The Japanese managed to secure modern diplomatic relations with Korea in the 1876 Treaty of Ganghwa, which stipulated Korea's identity as an independent nation, free to engage in its own foreign affairs, and which opened three Korean ports to Japanese trade. This was all done without notifying or negotiating with Beijing, which had still seen Joseon Korea as a tributary state. This also placed the final nail in the coffin, so to speak, of the traditional relationship between the Korean Court and the Sô clan of Tsushima han, following the abolition of both the samurai class and of the han domains in the preceding years. A formal Japanese embassy in the modern mode was established in Seoul in 1880.
In the 1880s, a number of Japanese traveled to Korea in a variety of capacities, some as independent adventurers and the like, others as filibusters or activists, and others in more official capacities as diplomats or government officials. A great many of them, across all of these categories, aimed in one way or another to persuade Korea to distance itself from China, to pursue modernization reforms, and/or to allow for some considerable degree of Japanese involvement in Korean governance. None of these attempts were ultimately successful, but some spurred considerable Korean reaction, and in a few cases direct violence against Japanese individuals. Both China and Japan, on a number of occasions over the course of the decade, sent small military missions into Korea to suppress rebellions and uprisings, and after Japanese ambassador to Korea Takezoe Shin'ichirô was injured, and a number of Japanese killed, by Korean activists, Foreign Minister Inoue Kaoru led a mission to Seoul in 1884 to discuss addressing these incidents. Tensions between China and Japan over influence in Korea nearly led to war during this decade, but negotiations between Mori Arinori and Li Hongzhang ultimately avoided (or delayed) violent conflict; both countries then agreed to inform the other if they were to send troops to Korea again.
However, in 1894, the Korean king requested Chinese and Japanese aid in suppressing the Tonghak Rebellion, and after the rebellion was ended, the Japanese troops remained, looting the royal palace and capturing the king and queen. Chinese forces responded, and the Sino-Japanese War broke out.
The Sino-Japanese War ended the following year with the Treaty of Shimonoseki, which gave Japan control of Taiwan, among other spoils.

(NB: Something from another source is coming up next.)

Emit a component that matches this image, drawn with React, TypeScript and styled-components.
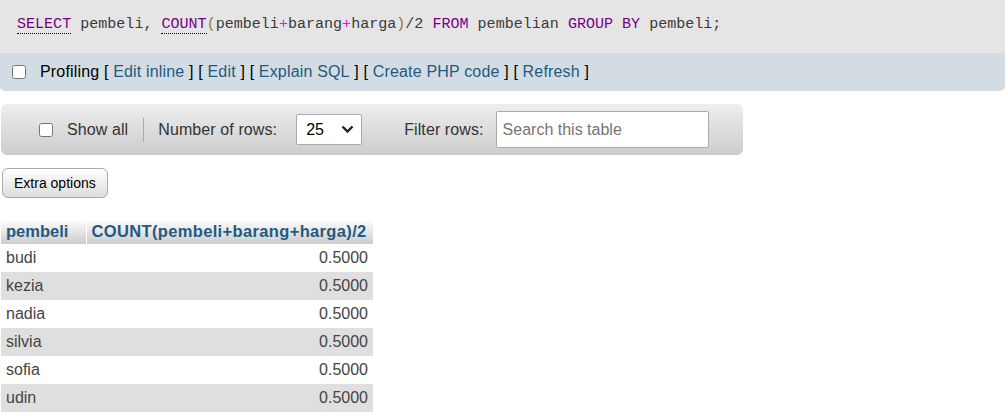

Japanese and Russian influence in Korea continued to expand over the period from 1898 to 1904, eventually resulting in the outbreak of another full-on war. The Russo-Japanese War, like the Sino-Japanese War before it, was fought largely in and around, and over control of, Korea. It ended in 1905 with the Treaty of Portsmouth, and was shortly followed by a separate treaty with Korea which granted Japan control over the Korean peninsula as a "protectorate."
Protectorate (1905-1910)
Itô Hirobumi, who had some years before ended his term as Japan's first modern prime minister, became the first Resident General in Korea. Historian Mark Peattie describes Itô as having "attempted a series of well-intentioned reforms while at the same time systematically liquidating Korean political institutions and substituting Japanese ones."[1]
Japanese rule in Korea continued to inspire Korean resistance, which led to open rebellion in 1908 to 1910. The assassination of Itô Hirobumi in 1909 by activist An Jung-geun spurred Japanese authorities to move forward with the culmination of plans already underway to formally annex Korea; this they did the following year, marking the end of Korea as "protectorate" and the beginning of Korea as "colony."
Colony (1910-1945)
Peattie describes the administration of the first Governor-General of Korea, Terauchi Masatake, as "iron-fisted," as the full power of the Japanese military was deployed to violently suppress further rebellions with "savage reprisal[s]."[1]
References
- Mark Peattie and Ramon Myers (eds.), The Japanese Colonial Empire, 1895-1945, Princeton University Press (1984).